**Task prompt:** Report every line in the listing below where the string "styles" shows up.

Dataset excerpt:
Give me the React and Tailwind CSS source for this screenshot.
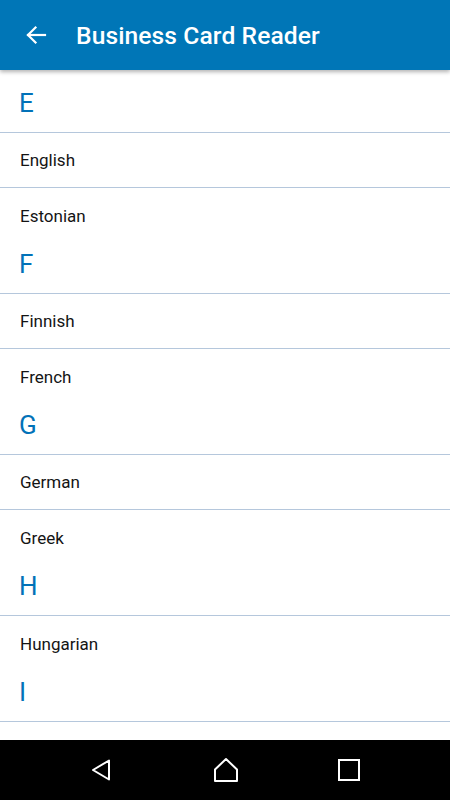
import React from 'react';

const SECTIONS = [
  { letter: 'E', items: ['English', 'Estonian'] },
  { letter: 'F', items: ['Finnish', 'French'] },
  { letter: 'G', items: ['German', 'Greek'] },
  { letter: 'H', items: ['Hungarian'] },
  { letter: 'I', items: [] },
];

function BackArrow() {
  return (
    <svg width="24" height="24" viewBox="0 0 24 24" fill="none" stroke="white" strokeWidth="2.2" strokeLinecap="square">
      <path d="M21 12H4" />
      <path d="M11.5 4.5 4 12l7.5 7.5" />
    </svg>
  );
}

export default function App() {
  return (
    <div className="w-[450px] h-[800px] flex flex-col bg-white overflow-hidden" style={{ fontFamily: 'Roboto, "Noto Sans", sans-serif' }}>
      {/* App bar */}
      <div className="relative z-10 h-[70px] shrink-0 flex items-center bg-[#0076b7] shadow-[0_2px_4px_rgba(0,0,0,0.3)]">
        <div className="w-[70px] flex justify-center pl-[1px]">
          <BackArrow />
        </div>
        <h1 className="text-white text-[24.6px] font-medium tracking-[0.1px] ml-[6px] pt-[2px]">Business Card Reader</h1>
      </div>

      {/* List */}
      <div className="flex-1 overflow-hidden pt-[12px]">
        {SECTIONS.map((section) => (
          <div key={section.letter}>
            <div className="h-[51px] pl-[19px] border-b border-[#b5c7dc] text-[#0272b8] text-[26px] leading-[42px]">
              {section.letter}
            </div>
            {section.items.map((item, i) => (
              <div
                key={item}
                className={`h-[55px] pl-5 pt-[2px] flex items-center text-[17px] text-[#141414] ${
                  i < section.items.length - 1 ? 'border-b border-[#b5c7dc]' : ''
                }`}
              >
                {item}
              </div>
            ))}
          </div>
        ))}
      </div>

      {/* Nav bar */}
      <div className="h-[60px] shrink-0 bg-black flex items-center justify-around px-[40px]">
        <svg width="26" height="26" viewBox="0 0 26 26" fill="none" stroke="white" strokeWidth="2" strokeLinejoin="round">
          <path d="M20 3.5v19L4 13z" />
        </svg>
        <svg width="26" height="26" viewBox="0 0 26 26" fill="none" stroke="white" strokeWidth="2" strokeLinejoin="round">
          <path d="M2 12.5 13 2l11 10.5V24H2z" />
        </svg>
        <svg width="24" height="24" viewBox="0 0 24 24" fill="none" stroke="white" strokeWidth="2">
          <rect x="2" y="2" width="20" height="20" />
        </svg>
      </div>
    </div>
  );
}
---
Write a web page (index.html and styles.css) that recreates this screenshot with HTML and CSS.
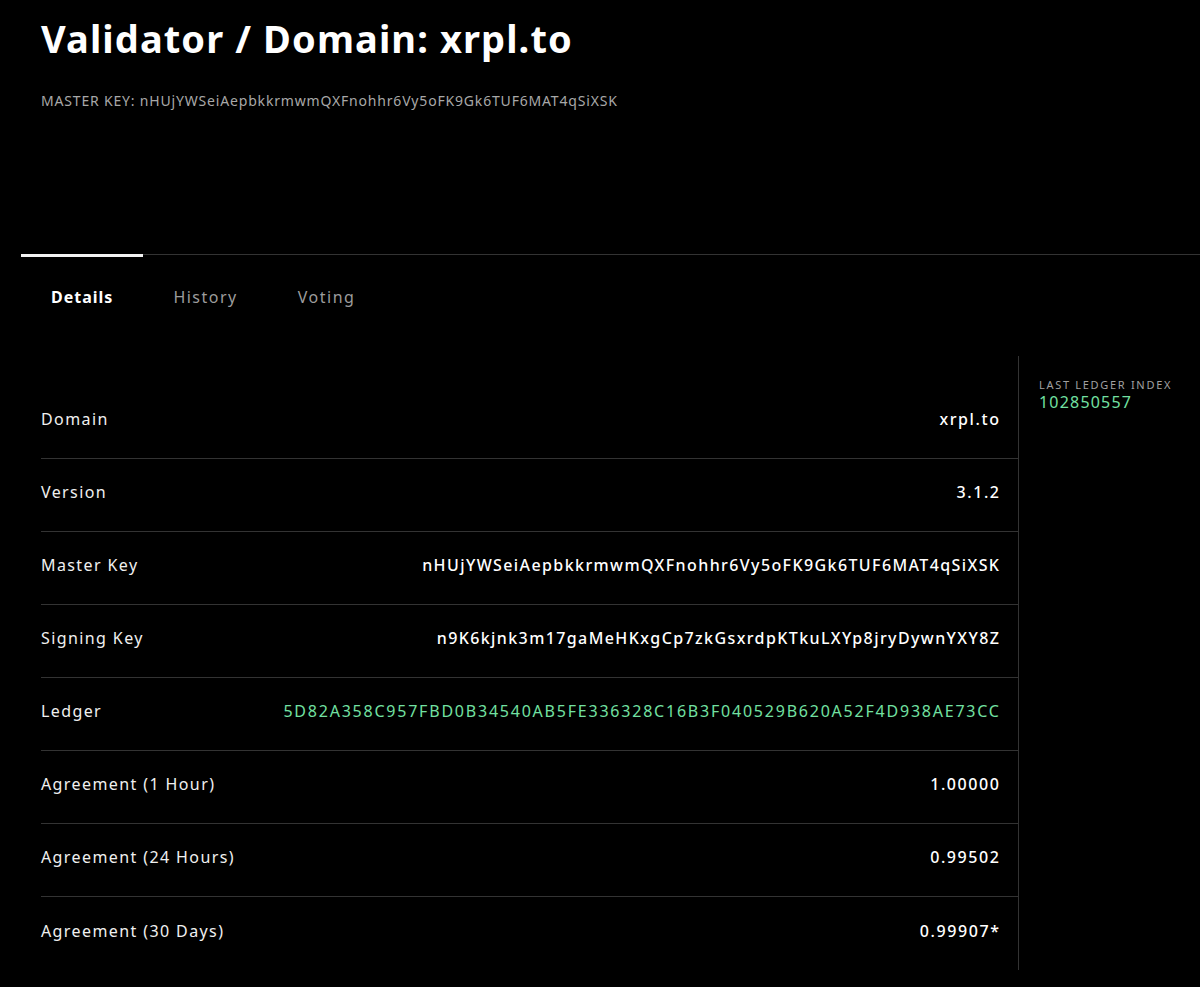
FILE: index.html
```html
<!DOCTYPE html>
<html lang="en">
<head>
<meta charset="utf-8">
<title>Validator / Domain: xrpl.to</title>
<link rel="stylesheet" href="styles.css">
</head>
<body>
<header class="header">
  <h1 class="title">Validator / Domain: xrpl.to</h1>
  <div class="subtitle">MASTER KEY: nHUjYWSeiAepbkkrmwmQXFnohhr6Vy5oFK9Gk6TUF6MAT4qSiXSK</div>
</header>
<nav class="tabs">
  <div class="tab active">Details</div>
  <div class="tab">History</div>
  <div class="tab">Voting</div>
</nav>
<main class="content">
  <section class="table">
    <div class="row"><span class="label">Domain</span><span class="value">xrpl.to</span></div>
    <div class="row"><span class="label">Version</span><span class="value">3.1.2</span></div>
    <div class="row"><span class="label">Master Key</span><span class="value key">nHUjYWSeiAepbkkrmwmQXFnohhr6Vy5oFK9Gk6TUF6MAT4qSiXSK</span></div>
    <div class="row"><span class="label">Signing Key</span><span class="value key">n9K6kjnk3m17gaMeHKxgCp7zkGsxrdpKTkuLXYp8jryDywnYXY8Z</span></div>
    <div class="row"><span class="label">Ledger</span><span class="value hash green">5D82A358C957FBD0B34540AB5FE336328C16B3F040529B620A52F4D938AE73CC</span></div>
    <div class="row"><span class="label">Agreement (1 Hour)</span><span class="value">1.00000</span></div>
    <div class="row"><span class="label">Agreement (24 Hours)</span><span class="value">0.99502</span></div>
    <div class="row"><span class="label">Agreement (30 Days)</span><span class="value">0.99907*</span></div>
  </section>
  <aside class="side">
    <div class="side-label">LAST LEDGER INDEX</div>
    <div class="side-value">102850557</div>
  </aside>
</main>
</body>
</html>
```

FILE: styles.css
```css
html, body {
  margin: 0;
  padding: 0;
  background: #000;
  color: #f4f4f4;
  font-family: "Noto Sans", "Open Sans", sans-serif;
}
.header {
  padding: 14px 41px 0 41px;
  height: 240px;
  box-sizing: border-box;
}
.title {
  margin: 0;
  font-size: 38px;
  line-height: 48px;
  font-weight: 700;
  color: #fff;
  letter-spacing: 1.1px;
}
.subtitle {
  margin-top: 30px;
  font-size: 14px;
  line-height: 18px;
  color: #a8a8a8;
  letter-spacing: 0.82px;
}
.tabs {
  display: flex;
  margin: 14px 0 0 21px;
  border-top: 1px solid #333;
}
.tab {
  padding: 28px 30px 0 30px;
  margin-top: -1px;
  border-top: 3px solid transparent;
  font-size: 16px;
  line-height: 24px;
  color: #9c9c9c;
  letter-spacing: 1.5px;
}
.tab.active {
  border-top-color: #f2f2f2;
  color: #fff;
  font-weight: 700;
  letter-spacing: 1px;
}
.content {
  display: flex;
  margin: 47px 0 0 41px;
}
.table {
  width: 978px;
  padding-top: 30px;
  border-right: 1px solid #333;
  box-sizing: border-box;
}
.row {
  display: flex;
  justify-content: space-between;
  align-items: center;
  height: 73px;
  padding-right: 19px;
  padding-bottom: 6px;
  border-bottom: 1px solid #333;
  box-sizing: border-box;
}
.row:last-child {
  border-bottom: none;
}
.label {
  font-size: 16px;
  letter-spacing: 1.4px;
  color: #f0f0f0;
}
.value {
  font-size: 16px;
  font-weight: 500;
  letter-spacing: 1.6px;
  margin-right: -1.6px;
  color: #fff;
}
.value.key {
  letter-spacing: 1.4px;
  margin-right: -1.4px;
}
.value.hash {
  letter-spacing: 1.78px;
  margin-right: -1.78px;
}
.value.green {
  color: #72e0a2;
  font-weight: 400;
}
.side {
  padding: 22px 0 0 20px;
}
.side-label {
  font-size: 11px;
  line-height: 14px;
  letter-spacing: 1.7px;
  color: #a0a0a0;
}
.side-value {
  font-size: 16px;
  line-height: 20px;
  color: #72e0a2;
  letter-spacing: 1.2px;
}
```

**Solution to the exercise:**
Write a web page (index.html and styles.css) that recreates this screenshot with HTML and CSS.
<link rel="stylesheet" href="styles.css">
FILE: styles.css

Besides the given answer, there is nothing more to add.